I generally make changes to my tools to scratch an itch, and I’m feeling two itches now:
- Some way to ensure the validity of my anchor tags before I post them (whether it’s having the tool build the tag for you, or running a validator before posting, or something)
- A list of recently posted items with buttons for “Edit” and “Delete.” It’s very hard, almost impossible, to edit a news item with a mangled anchor tag using Manila—maybe I can come up with something that works from Manila Envelope.
Amateurs and professionals
Dave and Babble talk about the difference between being an amateur and a professional. Here’s one difference: mentioning amateurs in your weblog gets you a hell of a lot more hits from Google than mentioning professionals, but it’s rarely in the context you meant it the first time.
Oh, and I still feel the same way about music that I did then (Shaw’s “Choral music, like sex, is far too important to be left solely to professionals”), but I feel that way now about journalism and software development too.
Other North End recommendations
New York Times: In Boston. Julie Flaherty reports about the state of Boston, including dining out.
I agree about the Daily Catch (and note that it’s possible to find a meal for two for much less than $50, especially if you’re not shy about trying unusual calamari dishes—they range from the normal fried squid to squid meatballs!). It’s long been one of my favorite restaurants. It’s got about eight tables around an open kitchen, where olive oil and garlic is in splattery abundance. House wine is served in plastic cups and a really excellent pasta con seppie nero (black squid ink) is served in a hot sauté pan. Don’t go if you don’t like smelling like your dinner; it took a week for the garlic odor to come out of the coat I was wearing the first time I went.

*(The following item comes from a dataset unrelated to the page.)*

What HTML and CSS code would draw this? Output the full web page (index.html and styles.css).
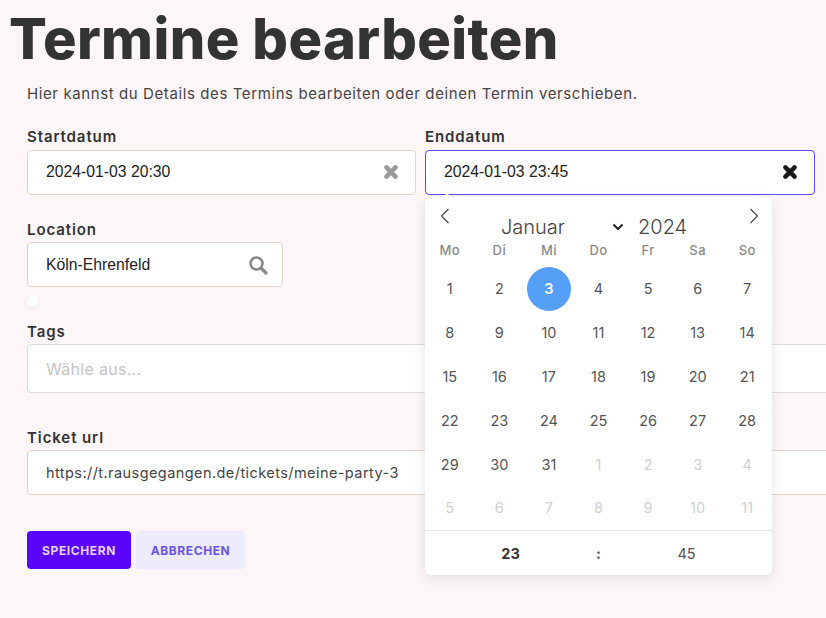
FILE: index.html
```html
<!DOCTYPE html>
<html lang="de">
<head>
<meta charset="utf-8">
<title>Termine bearbeiten</title>
<link rel="stylesheet" href="styles.css">
</head>
<body>
<main class="page">
  <h1 class="title">Termine bearbeiten</h1>
  <div class="content">
    <p class="intro">Hier kannst du Details des Termins bearbeiten oder deinen Termin verschieben.</p>
    <div class="date-row">
      <div class="field">
        <label class="label label-date">Startdatum</label>
        <div class="input input-date">
          <span class="value">2024-01-03 20:30</span>
          <svg class="icon" width="16" height="16" viewBox="0 0 14 14"><path d="M3 3 L11 11 M11 3 L3 11" stroke="#999" stroke-width="4" stroke-linecap="round"/></svg>
        </div>
      </div>
      <div class="field field-end">
        <label class="label label-date">Enddatum</label>
        <div class="input input-date input-active">
          <span class="value">2024-01-03 23:45</span>
          <svg class="icon" width="16" height="16" viewBox="0 0 14 14"><path d="M3 3 L11 11 M11 3 L3 11" stroke="#1a1a1a" stroke-width="4" stroke-linecap="round"/></svg>
        </div>
        <div class="calendar">
          <span class="cal-arrow"></span>
          <div class="cal-head">
            <svg class="nav" width="10" height="16" viewBox="0 0 10 16"><path d="M8.5 1 L1.5 8 L8.5 15" fill="none" stroke="#444" stroke-width="1.2"/></svg>
            <div class="cal-title">
              <span class="month">Januar</span>
              <svg class="chev" width="12" height="8" viewBox="0 0 12 8"><path d="M1.5 1.5 L6 6 L10.5 1.5" fill="none" stroke="#222" stroke-width="2"/></svg>
              <span class="year">2024</span>
            </div>
            <svg class="nav" width="10" height="16" viewBox="0 0 10 16"><path d="M1.5 1 L8.5 8 L1.5 15" fill="none" stroke="#444" stroke-width="1.2"/></svg>
          </div>
          <div class="weekdays">
            <span>Mo</span><span>Di</span><span>Mi</span><span>Do</span><span>Fr</span><span>Sa</span><span>So</span>
          </div>
          <div class="days">
            <span>1</span><span>2</span><span class="selected">3</span><span>4</span><span>5</span><span>6</span><span>7</span>
            <span>8</span><span>9</span><span>10</span><span>11</span><span>12</span><span>13</span><span>14</span>
            <span>15</span><span>16</span><span>17</span><span>18</span><span>19</span><span>20</span><span>21</span>
            <span>22</span><span>23</span><span>24</span><span>25</span><span>26</span><span>27</span><span>28</span>
            <span>29</span><span>30</span><span>31</span><span class="other">1</span><span class="other">2</span><span class="other">3</span><span class="other">4</span>
            <span class="other">5</span><span class="other">6</span><span class="other">7</span><span class="other">8</span><span class="other">9</span><span class="other">10</span><span class="other">11</span>
          </div>
          <div class="time">
            <span class="hour">23</span><span class="colon">:</span><span class="minute">45</span>
          </div>
        </div>
      </div>
    </div>
    <div class="field field-location">
      <label class="label">Location</label>
      <div class="input input-location">
        <span class="value">Köln-Ehrenfeld</span>
        <svg class="icon" width="20" height="20" viewBox="0 0 20 20"><circle cx="8.5" cy="8.5" r="6" fill="none" stroke="#8a8a8a" stroke-width="2.6"/><path d="M13 13 L18 18" stroke="#8a8a8a" stroke-width="3.2" stroke-linecap="round"/></svg>
      </div>
      <span class="dot"></span>
    </div>
    <div class="field field-tags">
      <label class="label">Tags</label>
      <div class="input input-tags"><span class="placeholder">Wähle aus...</span></div>
    </div>
    <div class="field field-url">
      <label class="label">Ticket url</label>
      <div class="input input-url"><span class="url">https://t.rausgegangen.de/tickets/meine-party-3</span></div>
    </div>
    <div class="actions">
      <button class="btn btn-primary">SPEICHERN</button>
      <button class="btn btn-secondary">ABBRECHEN</button>
    </div>
  </div>
</main>
</body>
</html>
```
FILE: styles.css
```css
* { box-sizing: border-box; }
html, body { margin: 0; height: 100%; overflow: hidden; }
body { background: #fdf6f9; color: #333; font-family: "Inter", "Liberation Sans", sans-serif; }
.page { width: 826px; height: 618px; overflow: hidden; padding: 0 0 0 10px; }
.title { margin: 0 0 0 -1px; padding-top: 7px; font-size: 56px; line-height: 64px; font-weight: 800; color: #333; letter-spacing: 0.4px; white-space: nowrap; }
.content { padding-left: 17px; }
.intro { margin: 13px 0 0; font-size: 15px; line-height: 20px; color: #444; letter-spacing: 0.6px; white-space: nowrap; }
.date-row { display: grid; grid-template-columns: 389px 390px; gap: 9px; margin-top: 23px; width: 788px; }
.field { display: flex; flex-direction: column; flex: 1; }
.field-end { position: relative; }
.label { font-size: 15px; line-height: 20px; font-weight: 600; color: #333; letter-spacing: 0.9px; margin-bottom: 2px; }
.label-date { margin-bottom: 3px; }
.input { display: flex; align-items: center; justify-content: space-between; background: #fff; border: 1px solid #e3d6c8; border-radius: 4px; padding: 0 16px 0 18px; }
.input-date { height: 45px; padding-bottom: 2px; }
.input-active { border-color: #5b4be8; }
.value { font-family: "Liberation Sans", sans-serif; font-size: 15.75px; color: #222; }
.icon { flex: none; }
.field-location { width: 256px; margin-top: 25px; position: relative; flex: none; }
.input-location { height: 45px; padding-right: 14px; }
.dot { display: block; width: 11px; height: 11px; margin-top: 9px; background: #fff; border-radius: 50%; box-shadow: 0 1px 4px rgba(0,0,0,.06); }
.field-tags { margin-top: 15px; width: 900px; }
.input-tags { height: 49px; border-color: #ddd; }
.placeholder { font-size: 16px; color: #c4c4c4; letter-spacing: 0.3px; }
.field-url { margin-top: 35px; width: 900px; }
.input-url { height: 45px; }
.url { font-size: 14.5px; color: #444; letter-spacing: 0.43px; }
.actions { display: flex; gap: 5px; margin-top: 36px; }
.btn { height: 38px; border: 0; border-radius: 4px; font-family: inherit; font-size: 12px; font-weight: 700; letter-spacing: 0.6px; padding: 0; }
.btn-primary { width: 104px; background: #5a05fa; color: #e4d2ff; }
.btn-secondary { width: 109px; background: #eeebfc; color: #6a55e8; }
.calendar { position: absolute; top: 70px; left: 0; width: 347px; height: 378px; background: #fff; border-radius: 6px; box-shadow: 0 3px 13px rgba(0,0,0,.1); z-index: 2; }
.cal-arrow { position: absolute; top: -4px; left: 17px; width: 0; height: 0; border-left: 5px solid transparent; border-right: 5px solid transparent; border-bottom: 5px solid #fff; }
.cal-head { display: flex; justify-content: space-between; padding: 11px 13px 0 15px; height: 42px; position: relative; }
.cal-title { position: absolute; top: 18px; left: 76px; display: flex; align-items: center; font-size: 20px; line-height: 24px; font-weight: 300; color: #444; }
.month { width: 111px; }
.chev { margin-right: 14px; }
.weekdays { display: grid; grid-template-columns: repeat(7, 1fr); height: 22px; align-items: center; text-align: center; font-size: 13px; font-weight: 500; color: #8a8a8a; letter-spacing: 0.4px; }
.days { display: grid; grid-template-columns: repeat(7, 1fr); grid-auto-rows: 43.8px; justify-items: center; align-items: center; margin-top: 6px; font-size: 14.5px; color: #555; height: 263px; }
.days span { display: flex; align-items: center; justify-content: center; width: 44px; height: 44px; border-radius: 50%; }
.days .selected { background: #569ff7; color: #fff; font-weight: 600; }
.days .other { color: #cfcfcf; }
.time { display: grid; grid-template-columns: 1fr 20px 1fr; padding: 0 7.5px; text-align: center; border-top: 1px solid #e6e6e6; height: 45px; align-items: center; font-size: 14.5px; color: #555; }
.hour { font-weight: 700; color: #333; }
.colon { font-weight: 700; }
```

There are plenty of other excellent options, though, like Taranta (where we talked to a few of the wait staff about living in Campania), Mamma Maria (which had some really outstanding pappardelle with rabbit), Limoncello (which is next door to us and served so much good food and limoncello that I don’t know what to write about), the newly opened Carmen (a wine bar next to Limoncello that has $3-$4 wine plates, an enormous wine list, and outstanding pastas), Trattoria à Scalinatella (run by the owner of the Wine Bottega), Artu, Antico Forno, Assaggio,Terramia… and then all the pizza and sub joints…
Man, I’m going to miss living in this neighborhood.
A justification for my behavior
New York Times: Chug, Don’t Sip. Relax, they’re talking about tea. Suddenly my wife’s habit of returning from weekend trips to London with enormous Harrod’s shopping bags full of loose tea seems sensible:
Those who drank the most tea — about 19 cups a week — were the least likely to die in the three to four years after [a heart] attack; they had a 44 percent lower death rate than nondrinkers.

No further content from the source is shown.